Available data
------------------------
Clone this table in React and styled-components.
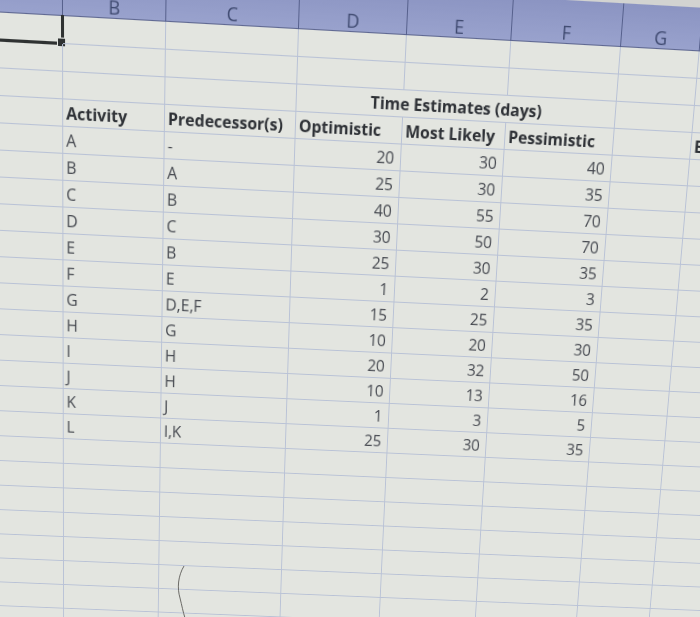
import React from "react";
import styled, { createGlobalStyle } from "styled-components";

// photo of an Excel sheet: the flat grid is laid out normally, then the whole
// sheet gets a perspective warp (matrix3d) so it sits like in the photo

const COLS = [
  { key: "A", width: 83 },
  { key: "B", width: 102 },
  { key: "C", width: 132 },
  { key: "D", width: 108 },
  { key: "E", width: 105 },
  { key: "F", width: 111 },
  { key: "G", width: 80 },
  { key: "H", width: 100 },
];

const ROW_H = 26;
const STRIP_H = 10;
const HEAD_H = 40;
const ROW_COUNT = 28;

const DATA = [
  ["A", "-", 20, 30, 40],
  ["B", "A", 25, 30, 35],
  ["C", "B", 40, 55, 70],
  ["D", "C", 30, 50, 70],
  ["E", "B", 25, 30, 35],
  ["F", "E", 1, 2, 3],
  ["G", "D,E,F", 15, 25, 35],
  ["H", "G", 10, 20, 30],
  ["I", "H", 20, 32, 50],
  ["J", "H", 10, 13, 16],
  ["K", "J", 1, 3, 5],
  ["L", "I,K", 25, 30, 35],
];

const template = COLS.map((c) => `${c.width}px`).join(" ");

function solve(A, b) {
  const n = b.length;
  const M = A.map((row, i) => [...row, b[i]]);
  for (let c = 0; c < n; c++) {
    let p = c;
    for (let r = c + 1; r < n; r++) if (Math.abs(M[r][c]) > Math.abs(M[p][c])) p = r;
    [M[c], M[p]] = [M[p], M[c]];
    for (let r = 0; r < n; r++) {
      if (r === c) continue;
      const f = M[r][c] / M[c][c];
      for (let k = c; k <= n; k++) M[r][k] -= f * M[c][k];
    }
  }
  return M.map((row, i) => row[n] / row[i]);
}

function warp(src, dst) {
  const A = [];
  const b = [];
  src.forEach(([x, y], i) => {
    const [u, v] = dst[i];
    A.push([x, y, 1, 0, 0, 0, -u * x, -u * y]);
    b.push(u);
    A.push([0, 0, 0, x, y, 1, -v * x, -v * y]);
    b.push(v);
  });
  const h = solve(A, b);
  return `matrix3d(${h[0]},${h[3]},0,${h[6]},${h[1]},${h[4]},0,${h[7]},0,0,1,0,${h[2]},${h[5]},0,1)`;
}

const headBottom = STRIP_H + HEAD_H;
const fgLine = 83 + 102 + 132 + 108 + 105 + 111;
const lowLine = headBottom + 22 * ROW_H;

const SHEET_TRANSFORM = warp(
  [
    [83, headBottom],
    [fgLine, headBottom],
    [83, lowLine],
    [fgLine, lowLine],
  ],
  [
    [63, 15],
    [621, 46],
    [64, 584],
    [578, 605],
  ]
);

const GlobalStyle = createGlobalStyle`
  html, body {
    margin: 0;
    padding: 0;
    width: 700px;
    height: 617px;
    overflow: hidden;
    background: #d9dbd7;
  }
  body {
    font-family: "Open Sans", "Liberation Sans", sans-serif;
  }
`;

const Page = styled.div`
  position: relative;
  width: 700px;
  height: 617px;
  overflow: hidden;
`;

const Sheet = styled.div`
  width: max-content;
  transform-origin: 0 0;
  background: #e3e5e0;
  display: flex;
  flex-direction: column;
`;

const TopStrip = styled.div`
  height: ${STRIP_H}px;
  background: #d2d3d1;
`;

const HeaderRow = styled.div`
  display: grid;
  grid-template-columns: ${template};
  height: ${HEAD_H}px;
  background: linear-gradient(#8b94c2, #99a2cd);
  border-bottom: 1px solid #5f6891;
`;

const HeaderCell = styled.div`
  display: flex;
  align-items: center;
  justify-content: center;
  padding-top: 18px;
  border-right: 1.5px solid #56608c;
  color: #3f4a70;
  font-size: 18px;
`;

const Row = styled.div`
  display: grid;
  grid-template-columns: ${template};
  height: ${ROW_H}px;
`;

const Cell = styled.div`
  position: relative;
  display: flex;
  align-items: flex-end;
  justify-content: ${(p) => (p.$num ? "flex-end" : p.$center ? "center" : "flex-start")};
  padding: 0 ${(p) => (p.$num ? "6px" : "3px")} 2px 3px;
  border-right: 1px solid #b9c2d6;
  border-bottom: 1px solid #b9c2d6;
  grid-column: ${(p) => (p.$span ? `span ${p.$span}` : "auto")};
  color: ${(p) => (p.$bold ? "#2e3136" : "#474a51")};
  font-weight: ${(p) => (p.$bold ? 700 : 400)};
  font-size: 16px;
  line-height: 20px;
  white-space: nowrap;
  overflow: visible;
`;

const Selected = styled.div`
  position: absolute;
  left: -2px;
  top: -1px;
  right: -2px;
  bottom: -2px;
  border-right: 3px solid #2f3232;
  border-bottom: 3px solid #2f3232;
`;

const FillHandle = styled.span`
  position: absolute;
  right: -5px;
  bottom: -5px;
  width: 7px;
  height: 7px;
  background: #2f3232;
  border: 1px solid #e4e6e2;
`;

const PenMark = styled.svg`
  position: absolute;
  left: 170px;
  top: 560px;
  pointer-events: none;
`;

function buildRows() {
  const rows = [];
  for (let i = 1; i <= ROW_COUNT; i++) {
    let cells;
    if (i === 1) {
      cells = COLS.map((c) => (
        <Cell key={c.key}>
          {c.key === "A" && (
            <Selected>
              <FillHandle />
            </Selected>
          )}
        </Cell>
      ));
    } else if (i === 3) {
      cells = [
        <Cell key="A" />,
        <Cell key="B" />,
        <Cell key="C" />,
        <Cell key="DF" $span={3} $center $bold>
          Time Estimates (days)
        </Cell>,
        <Cell key="G" />,
        <Cell key="H" />,
      ];
    } else if (i === 4) {
      const heads = ["", "Activity", "Predecessor(s)", "Optimistic", "Most Likely", "Pessimistic", "", "Expected"];
      cells = heads.map((t, k) => (
        <Cell key={k} $bold>
          {t}
        </Cell>
      ));
    } else if (i >= 5 && i < 5 + DATA.length) {
      const [act, pred, o, m, p] = DATA[i - 5];
      cells = [
        <Cell key="A" />,
        <Cell key="B">{act}</Cell>,
        <Cell key="C">{pred}</Cell>,
        <Cell key="D" $num>{o}</Cell>,
        <Cell key="E" $num>{m}</Cell>,
        <Cell key="F" $num>{p}</Cell>,
        <Cell key="G" />,
        <Cell key="H" />,
      ];
    } else {
      cells = COLS.map((c) => <Cell key={c.key} />);
    }
    rows.push(<Row key={i}>{cells}</Row>);
  }
  return rows;
}

export default function App() {
  return (
    <Page>
      <GlobalStyle />
      <Sheet style={{ transform: SHEET_TRANSFORM }}>
        <TopStrip />
        <HeaderRow>
          {COLS.map((c) => (
            <HeaderCell key={c.key}>{c.key === "A" ? "" : c.key}</HeaderCell>
          ))}
        </HeaderRow>
        {buildRows()}
      </Sheet>
      <PenMark width="30" height="60" viewBox="0 0 30 60">
        <path d="M14 6 C 8 16, 7 28, 10 38 C 12 46, 13 52, 15 58" fill="none" stroke="#6b6a66" strokeWidth="1" />
      </PenMark>
    </Page>
  );
}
------------------------
Stated problem
Leave out the pictures. Transcribe only the lines above, from the first through the one that contains "const ROW_COUNT = 28;".

Result
Clone this table in React and styled-components.
import React from "react";
import styled, { createGlobalStyle } from "styled-components";

// photo of an Excel sheet: the flat grid is laid out normally, then the whole
// sheet gets a perspective warp (matrix3d) so it sits like in the photo

const COLS = [
  { key: "A", width: 83 },
  { key: "B", width: 102 },
  { key: "C", width: 132 },
  { key: "D", width: 108 },
  { key: "E", width: 105 },
  { key: "F", width: 111 },
  { key: "G", width: 80 },
  { key: "H", width: 100 },
];

const ROW_H = 26;
const STRIP_H = 10;
const HEAD_H = 40;
const ROW_COUNT = 28;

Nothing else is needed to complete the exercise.